4. Entitlement to a refund of entry tax paid by the revisionist.

Detailed Analysis:

1. Whether the revisionist is a manufacturer of C.N.G. and P.N.G.:
The court examined whether the revisionist qualifies as a manufacturer under section 2 of the U.P. Tax on Entry of Goods Act, 2000, read with sections 2(ee) and 2(e-1) of the U.P. Trade Tax Act, 1948. The revisionist argued that the process of compressing natural gas to produce C.N.G. and P.N.G. does not involve any chemical or physical change, thus should not be considered manufacturing. However, the Additional Commissioner determined that the revisionist is indeed a manufacturer of C.N.G. and P.N.G. The court noted that the definition of "manufacture" in section 2(e-1) of the Act 1948 is broad, including "making," "processing," "treating," or "adapting" any goods. The Supreme Court's interpretation in Kumar Motors Bareilly v. Commissioner of Sales Tax, U.P. affirmed that manufacturing includes activities that do not necessarily result in a commercially different item. Therefore, the court concluded that the revisionist is a manufacturer of C.N.G. and P.N.G.

2. Eligibility for exemption from entry tax:
The Notification dated 18.2.2003 exempts manufacturing dealers from entry tax on capital goods, plant, machinery, and spare parts brought into the local area for manufacturing. The court found that the revisionist imported machinery from outside the State for manufacturing C.N.G. and P.N.G. Given the broad definition of "manufacture" under section 2(e-1) of the Act 1948, the court held that the revisionist's activities qualify as manufacturing, making them eligible for the exemption.

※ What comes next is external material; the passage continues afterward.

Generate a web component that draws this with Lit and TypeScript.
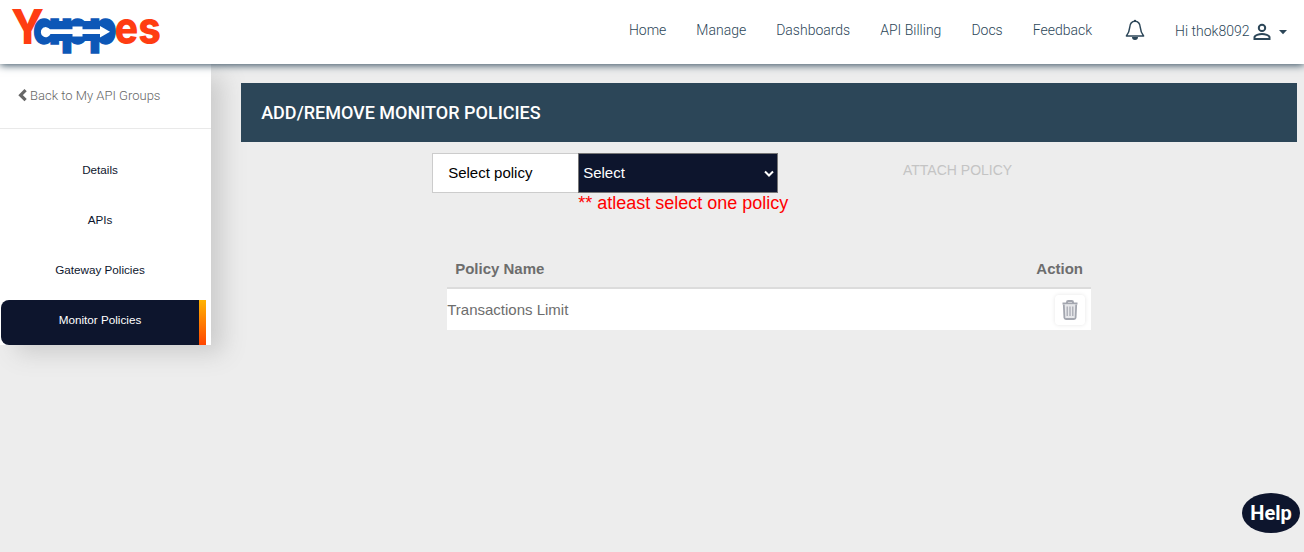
import { LitElement, html, svg, css } from "lit";
import { customElement, state } from "lit/decorators.js";

@customElement("app-logo")
class AppLogo extends LitElement {
  static styles = css`
    :host { display: block; width: 150px; height: 48px; }
    svg { display: block; overflow: visible; }
    text { font-family: Inter, "Liberation Sans", sans-serif; font-weight: 800; font-size: 46px; }
    .y { font-size: 48px; }
    .red { fill: #ff3d12; }
    .blue { fill: #0d57b7; stroke: #0d57b7; stroke-width: 1.4; font-feature-settings: "cv11" 1; }
    .bar { fill: #0d57b7; }
    .arrow { fill: #fff; }
  `;
  render() {
    return html`<svg width="150" height="48" viewBox="0 0 150 48">
      ${svg`
        <text class="red y" x="0" y="36" textLength="33" lengthAdjust="spacingAndGlyphs">Y</text>
        <text class="blue" x="22" y="35.500" textLength="83.500" lengthAdjust="spacingAndGlyphs">app</text>
        <text class="red" x="103.500" y="35.500" textLength="46.500" lengthAdjust="spacingAndGlyphs">es</text>
        <path class="bar" d="M33 13h66v20H33z"></path>
        <path class="arrow" d="M39 21.300h22.500v-2.800h10v2.800H89V18l10 5.700-10 5.800V26H71.500v2.500h-10V26H39.500a5 5 0 1 1-.5-4.700z"></path>
      `}
    </svg>`;
  }
}

@customElement("app-header")
class AppHeader extends LitElement {
  static styles = css`
    :host {
      display: flex; box-sizing: border-box; height: 64px; background: #fff; color: #2c4658;
      font: 300 14px/20px Roboto, sans-serif; padding: 0 17px 0 11px; justify-content: space-between;
      box-shadow: 0 1px 8px 0 #2c4658; position: relative; z-index: 2;
    }
    app-logo { margin-top: 8px; }
    nav { display: flex; gap: 30px; padding-top: 20px; }
    svg { display: block; }
    .right { display: flex; }
    .bell { margin: 19px 0 0 33px; }
    .user { display: flex; margin: 21px 0 0 30px; }
    .person { margin: 0 0 0 2px; }
    .caret { margin: 9px 0 0 7.500px; }
  `;
  render() {
    return html`
      <app-logo></app-logo>
      <div class="right">
        <nav>
          ${["Home", "Manage", "Dashboards", "API Billing", "Docs", "Feedback"].map((t) => html`<span>${t}</span>`)}
        </nav>
        <svg class="bell" width="20" height="22" viewBox="0 0 20 22">
          <path d="M10 2.300C6.700 2.300 5 4.900 4.700 8.500 4.400 12.500 3.500 14.300 1.400 17h17.200C16.500 14.300 15.600 12.500 15.300 8.500 15 4.900 13.300 2.300 10 2.300z" fill="none" stroke="#2c4658" stroke-width="1.500" stroke-linejoin="round"></path>
          <path d="M8.800 2.300V1.900a1.200 1.200 0 0 1 2.400 0V2.300zM7 18h6a3 3 0 0 1-6 0z" fill="#2c4658"></path>
        </svg>
        <div class="user">
          <span>Hi thok8092</span>
          <svg class="person" width="20" height="20" viewBox="0 0 20 20" fill="none" stroke="#2c4658" stroke-width="2">
            <circle cx="10" cy="6.900" r="3.200"></circle>
            <path d="M2.500 18v-1.800c0-2 4.700-3.200 7.500-3.200s7.500 1.200 7.500 3.200V18z"></path>
          </svg>
          <svg class="caret" width="8" height="5" viewBox="0 0 8 5"><path d="M0 0h8L4 4.200z" fill="#2c4658"></path></svg>
        </div>
      </div>
    `;
  }
}

@customElement("app-sidebar")
class AppSidebar extends LitElement {
  static styles = css`
    :host {
      display: block; width: 211px; height: 281px; background: #fff; flex: none;
      box-shadow: 14px 10px 22px -2px #ccc; font: 11.700px/20px "Liberation Sans", Arial, sans-serif; color: #0d152d;
    }
    .back {
      display: flex; box-sizing: border-box; height: 65px; padding: 22px 0 0 18px; border-bottom: 1px solid #e9e9e9;
      font: 300 13px/20px Roboto, sans-serif; color: #666;
    }
    .back svg { margin: 3px 2px 0 0; }
    .items { padding: 21px 5px 0 1px; display: flex; flex-direction: column; gap: 5px; }
    .item { box-sizing: border-box; height: 45px; padding: 10px 7px 0 0; text-align: center; }
    .active { display: flex; padding: 0; color: #fff; background: #0d152d; border-radius: 8px 0 0 8px; }
    .label { flex: 1; padding-top: 10px; }
    .bar { width: 7px; background: linear-gradient(#ffb300, #ff4500); }
  `;
  render() {
    return html`
      <div class="back">
        <svg width="10" height="13" viewBox="0 0 10 13"><path d="M7.600 1.200 2.600 6.200l5 5" fill="none" stroke="#666" stroke-width="3.200"></path></svg>
        <span>Back to My API Groups</span>
      </div>
      <div class="items">
        ${["Details", "APIs", "Gateway Policies"].map((t) => html`<div class="item">${t}</div>`)}
        <div class="item active"><span class="label">Monitor Policies</span><span class="bar"></span></div>
      </div>
    `;
  }
}

@customElement("app-root")
class AppRoot extends LitElement {
  @state() private policies = ["Transactions Limit"];

  static styles = css`
    :host {
      display: block; height: 552px; overflow: hidden; background: #ededed; position: relative;
      font: 15px/20px "Liberation Sans", Arial, sans-serif;
    }
    .body { display: flex; gap: 30px; }
    main { width: 1056px; padding-top: 19px; position: relative; }
    h1 {
      margin: 0; height: 59px; padding-left: 20.200px; background: #2c4658; color: #fff;
      font: 500 18px/59px Roboto, sans-serif;
    }
    .form { display: flex; padding: 11px 0 0 191px; }
    .name {
      box-sizing: border-box; width: 146px; height: 40px; padding: 9px 15.200px; color: #000;
      background: #fff; border: 1px solid #ccc; border-right: 0;
    }
    .field { width: 325px; }
    .select {
      box-sizing: border-box; width: 200px; height: 40px; border: 1px solid #767676; background: #0d152d;
      color: #fff; display: flex; justify-content: space-between; padding: 9px 3px 0 4.200px;
    }
    .select svg { margin-top: 7px; }
    .error { color: #f00; font-size: 18px; line-height: 20px; padding-left: 0.200px; }
    .attach { color: #c4c4c4; font-size: 14px; line-height: 34px; }
    .table { margin: 46px 0 0 206px; width: 644px; color: #6d6d6d; }
    .head {
      display: flex; justify-content: space-between; font-weight: 700; padding: 0 8px 8px 8.200px;
      border-bottom: 2px solid #dcdcdc;
    }
    .row {
      display: flex; justify-content: space-between; align-items: center; height: 41px; background: #fff;
      padding: 0 6px 0 0.200px;
    }
    .trash {
      width: 30px; height: 30px; border-radius: 4px; display: flex; align-items: center; justify-content: center;
      box-shadow: 0 0 4px rgba(0, 0, 0, 0.1);
    }
    .help {
      position: absolute; right: 4px; bottom: 19px; width: 58px; height: 40px; border-radius: 50%;
      background: #0d152d; color: #fff; text-align: center; font: 700 20px/40px Roboto, sans-serif;
    }
  `;

  render() {
    return html`
      <app-header></app-header>
      <div class="body">
        <app-sidebar></app-sidebar>
        <main>
          <h1>ADD/REMOVE MONITOR POLICIES</h1>
          <div class="form">
            <div class="name">Select policy</div>
            <div class="field">
              <div class="select">
                <span>Select</span>
                <svg width="10" height="8" viewBox="0 0 10 8"><path d="M1 1.500l4 4 4-4" fill="none" stroke="#fff" stroke-width="2"></path></svg>
              </div>
              <div class="error">** atleast select one policy</div>
            </div>
            <div class="attach">ATTACH POLICY</div>
          </div>
          <div class="table">
            <div class="head"><span>Policy Name</span><span>Action</span></div>
            ${this.policies.map((p) => html`
              <div class="row">
                <span>${p}</span>
                <span class="trash">
                  <svg width="16" height="20" viewBox="0 0 16 20" fill="none" stroke="#a3a6af" stroke-width="1.800">
                    <path d="M0.500 3.500h15M5 3V2.200Q5 1 6.200 1h3.600Q11 1 11 2.200V3" stroke-width="2"></path>
                    <path d="M1.800 4.500l.6 13.200q.1 1.300 1.600 1.300h8q1.500 0 1.600-1.300L14.200 4.500" fill="#e6e7ea"></path>
                    <path d="M5.200 6.500v9.500M8 6.500v9.500M10.800 6.500v9.500" stroke-width="1.200"></path>
                  </svg>
                </span>
              </div>
            `)}
          </div>
        </main>
      </div>
      <div class="help">Help</div>
    `;
  }
}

3. Validity of Tribunal and First Appellate Authority's decisions:
The Tribunal and First Appellate Authority ruled that C.N.G. and P.N.G. are not different from natural gas and thus do not involve manufacturing. The court disagreed, emphasizing the wide definition of "manufacture" under section 2(e-1) of the Act 1948, which includes processing and adapting goods. The court criticized the Tribunal for relying on the definition of natural gas under the Petroleum and Natural Gas Laboratories Board Act, 2006, and concluded that compressing natural gas into C.N.G. and P.N.G. involves manufacturing, creating commercially distinct products.

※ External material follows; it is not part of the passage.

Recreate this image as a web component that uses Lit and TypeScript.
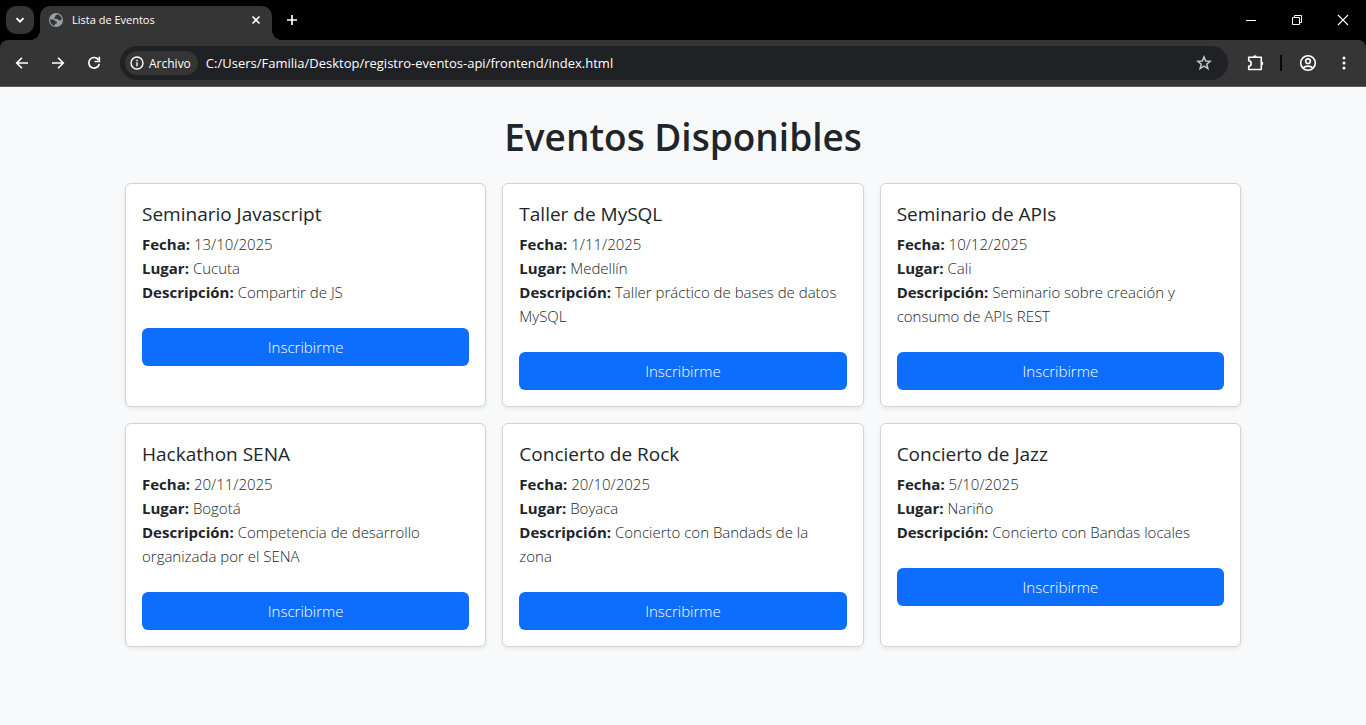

4. Entitlement to refund of entry tax:
The court noted that the revisionist paid the entry tax to avoid complications but later disputed the liability based on the Notification dated 18.2.2003. The court held that the revisionist is entitled to a refund of the entry tax paid, with bank interest, as there can be no estoppel against law.

Conclusion:
The court quashed the judgments of the Tribunal and the First Appellate Authority, holding that the revisionist is a manufacturer of C.N.G. and P.N.G. and entitled to the exemption from entry tax under the Notification dated 18.2.2003. The revisionist is also entitled to a refund of the entry tax paid, with bank interest. Both revisions were allowed.